Problem
Go through the data and copy every line exactly, but not the images.

Raw data
---+---

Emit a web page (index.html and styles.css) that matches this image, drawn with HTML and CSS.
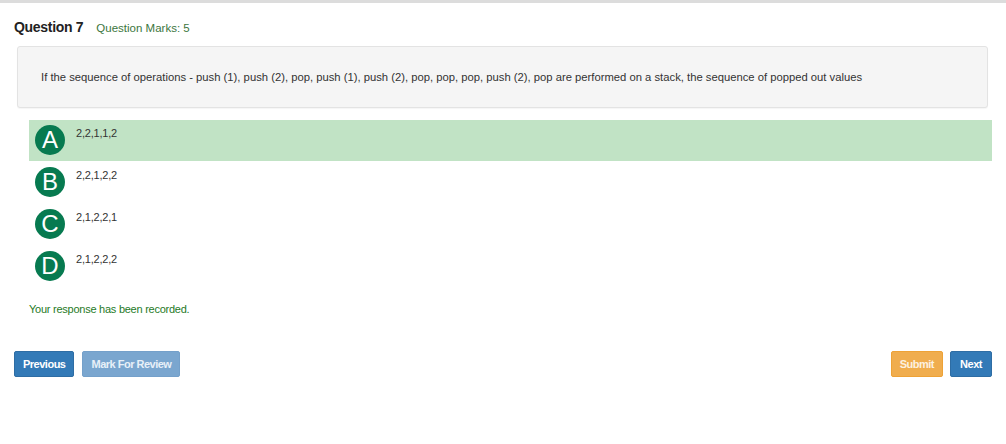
FILE: index.html
```html
<!DOCTYPE html>
<html>
<head>
<meta charset="utf-8">
<link rel="stylesheet" href="styles.css">
</head>
<body>
<div class="topbar"></div>
<div class="page">
  <div class="q-head">
    <span class="q-title">Question 7</span>
    <span class="q-marks">Question Marks: 5</span>
  </div>
  <div class="q-box">If the sequence of operations - push (1), push (2), pop, push (1), push (2), pop, pop, pop, push (2), pop are performed on a stack, the sequence of popped out values</div>
  <div class="options">
    <div class="option selected"><span class="badge">A</span><span class="opt-text">2,2,1,1,2</span></div>
    <div class="option"><span class="badge">B</span><span class="opt-text">2,2,1,2,2</span></div>
    <div class="option"><span class="badge">C</span><span class="opt-text">2,1,2,2,1</span></div>
    <div class="option"><span class="badge">D</span><span class="opt-text">2,1,2,2,2</span></div>
  </div>
  <div class="recorded">Your response has been recorded.</div>
  <div class="actions">
    <div class="left">
      <button class="btn btn-primary">Previous</button>
      <button class="btn btn-primary disabled">Mark For Review</button>
    </div>
    <div class="right">
      <button class="btn btn-warning">Submit</button>
      <button class="btn btn-primary btn-next">Next</button>
    </div>
  </div>
</div>
</body>
</html>
```
FILE: styles.css
```css
html, body {
  margin: 0;
  padding: 0;
  background: #fff;
  font-family: "Liberation Sans", Arial, sans-serif;
  color: #333;
}
.topbar {
  height: 3px;
  background: #dcdcdc;
}
.page {
  padding: 0 14px;
}
.q-head {
  margin-top: 16px;
  line-height: 16px;
  display: flex;
  align-items: baseline;
}
.q-title {
  font-size: 14px;
  font-weight: bold;
  color: #222;
  letter-spacing: -0.3px;
}
.q-marks {
  font-size: 11.5px;
  color: #3c763d;
  margin-left: 13px;
}
.q-box {
  margin: 10px 4px 0 3px;
  background: #f5f5f5;
  border: 1px solid #e3e3e3;
  border-radius: 3px;
  padding: 24px 23px 23px;
  font-size: 11.25px;
  line-height: 13px;
  color: #333;
  box-shadow: 0 1px 1px rgba(0,0,0,0.04);
}
.options {
  margin-top: 12px;
  margin-left: 15px;
}
.option {
  height: 41px;
  margin-bottom: 1px;
  display: flex;
  align-items: flex-start;
  padding-left: 6px;
  box-sizing: border-box;
}
.option.selected {
  background: #c1e3c5;
}
.badge {
  width: 30px;
  height: 30px;
  margin-top: 5px;
  border-radius: 50%;
  background: #077a50;
  color: #fff;
  font-size: 24px;
  line-height: 30px;
  text-align: center;
  flex: none;
}
.opt-text {
  margin-left: 11px;
  margin-top: 7px;
  font-size: 11px;
  line-height: 13px;
  color: #333;
  letter-spacing: -0.2px;
}
.recorded {
  margin-top: 16px;
  margin-left: 15px;
  font-size: 11px;
  line-height: 13px;
  color: #1f7a1f;
  letter-spacing: -0.25px;
}
.actions {
  margin-top: 35px;
  display: flex;
  justify-content: space-between;
}
.left, .right {
  display: flex;
  gap: 8px;
}
.right {
  gap: 7px;
}
.btn {
  height: 26px;
  border: 1px solid transparent;
  border-radius: 2px;
  padding: 0 8px;
  font-family: "Liberation Sans", Arial, sans-serif;
  font-size: 11px;
  font-weight: bold;
  letter-spacing: -0.5px;
  color: #fff;
  cursor: pointer;
}
.btn-next {
  min-width: 42px;
}
.btn-primary {
  background: #337ab7;
  border-color: #2e6da4;
}
.btn-primary.disabled {
  background: #7aa6cf;
  border-color: #74a0ca;
  color: #e8f0f8;
}
.btn-warning {
  background: #f0ad4e;
  border-color: #eea236;
  color: #fdf1e0;
}
```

---+---

Task solution
Emit a web page (index.html and styles.css) that matches this image, drawn with HTML and CSS.
FILE: index.html
```html
<!DOCTYPE html>
<html>
<head>
<meta charset="utf-8">
<link rel="stylesheet" href="styles.css">
</head>
<body>
<div class="topbar"></div>
<div class="page">
  <div class="q-head">
    <span class="q-title">Question 7</span>
    <span class="q-marks">Question Marks: 5</span>
  </div>
  <div class="q-box">If the sequence of operations - push (1), push (2), pop, push (1), push (2), pop, pop, pop, push (2), pop are performed on a stack, the sequence of popped out values</div>
  <div class="options">
    <div class="option selected"><span class="badge">A</span><span class="opt-text">2,2,1,1,2</span></div>
    <div class="option"><span class="badge">B</span><span class="opt-text">2,2,1,2,2</span></div>
    <div class="option"><span class="badge">C</span><span class="opt-text">2,1,2,2,1</span></div>
    <div class="option"><span class="badge">D</span><span class="opt-text">2,1,2,2,2</span></div>
  </div>
  <div class="recorded">Your response has been recorded.</div>
  <div class="actions">
    <div class="left">
      <button class="btn btn-primary">Previous</button>
      <button class="btn btn-primary disabled">Mark For Review</button>
    </div>
    <div class="right">
      <button class="btn btn-warning">Submit</button>
      <button class="btn btn-primary btn-next">Next</button>
    </div>
  </div>
</div>
</body>
</html>
```
FILE: styles.css
```css
html, body {
  margin: 0;
  padding: 0;
  background: #fff;
  font-family: "Liberation Sans", Arial, sans-serif;
  color: #333;
}
.topbar {
  height: 3px;
  background: #dcdcdc;
}
.page {
  padding: 0 14px;
}
.q-head {
  margin-top: 16px;
  line-height: 16px;
  display: flex;
  align-items: baseline;
}
.q-title {
  font-size: 14px;
  font-weight: bold;
  color: #222;
  letter-spacing: -0.3px;
}
.q-marks {
  font-size: 11.5px;
  color: #3c763d;
  margin-left: 13px;
}
.q-box {
  margin: 10px 4px 0 3px;
  background: #f5f5f5;
  border: 1px solid #e3e3e3;
  border-radius: 3px;
  padding: 24px 23px 23px;
  font-size: 11.25px;
  line-height: 13px;
  color: #333;
  box-shadow: 0 1px 1px rgba(0,0,0,0.04);
}
.options {
  margin-top: 12px;
  margin-left: 15px;
}
.option {
  height: 41px;
  margin-bottom: 1px;
  display: flex;
  align-items: flex-start;
  padding-left: 6px;
  box-sizing: border-box;
}
.option.selected {
  background: #c1e3c5;
}
.badge {
  width: 30px;
  height: 30px;
  margin-top: 5px;
  border-radius: 50%;
  background: #077a50;
  color: #fff;
  font-size: 24px;
  line-height: 30px;
  text-align: center;
  flex: none;
}
.opt-text {
  margin-left: 11px;
  margin-top: 7px;
  font-size: 11px;
  line-height: 13px;
  color: #333;
  letter-spacing: -0.2px;
}
.recorded {
  margin-top: 16px;
  margin-left: 15px;
  font-size: 11px;
  line-height: 13px;
  color: #1f7a1f;
  letter-spacing: -0.25px;
}
.actions {
  margin-top: 35px;
  display: flex;
  justify-content: space-between;
}
.left, .right {
  display: flex;
  gap: 8px;
}
.right {
  gap: 7px;
}
.btn {
  height: 26px;
  border: 1px solid transparent;
  border-radius: 2px;
  padding: 0 8px;
  font-family: "Liberation Sans", Arial, sans-serif;
  font-size: 11px;
  font-weight: bold;
  letter-spacing: -0.5px;
  color: #fff;
  cursor: pointer;
}
.btn-next {
  min-width: 42px;
}
.btn-primary {
  background: #337ab7;
  border-color: #2e6da4;
}
.btn-primary.disabled {
  background: #7aa6cf;
  border-color: #74a0ca;
  color: #e8f0f8;
}
.btn-warning {
  background: #f0ad4e;
  border-color: #eea236;
  color: #fdf1e0;
}
```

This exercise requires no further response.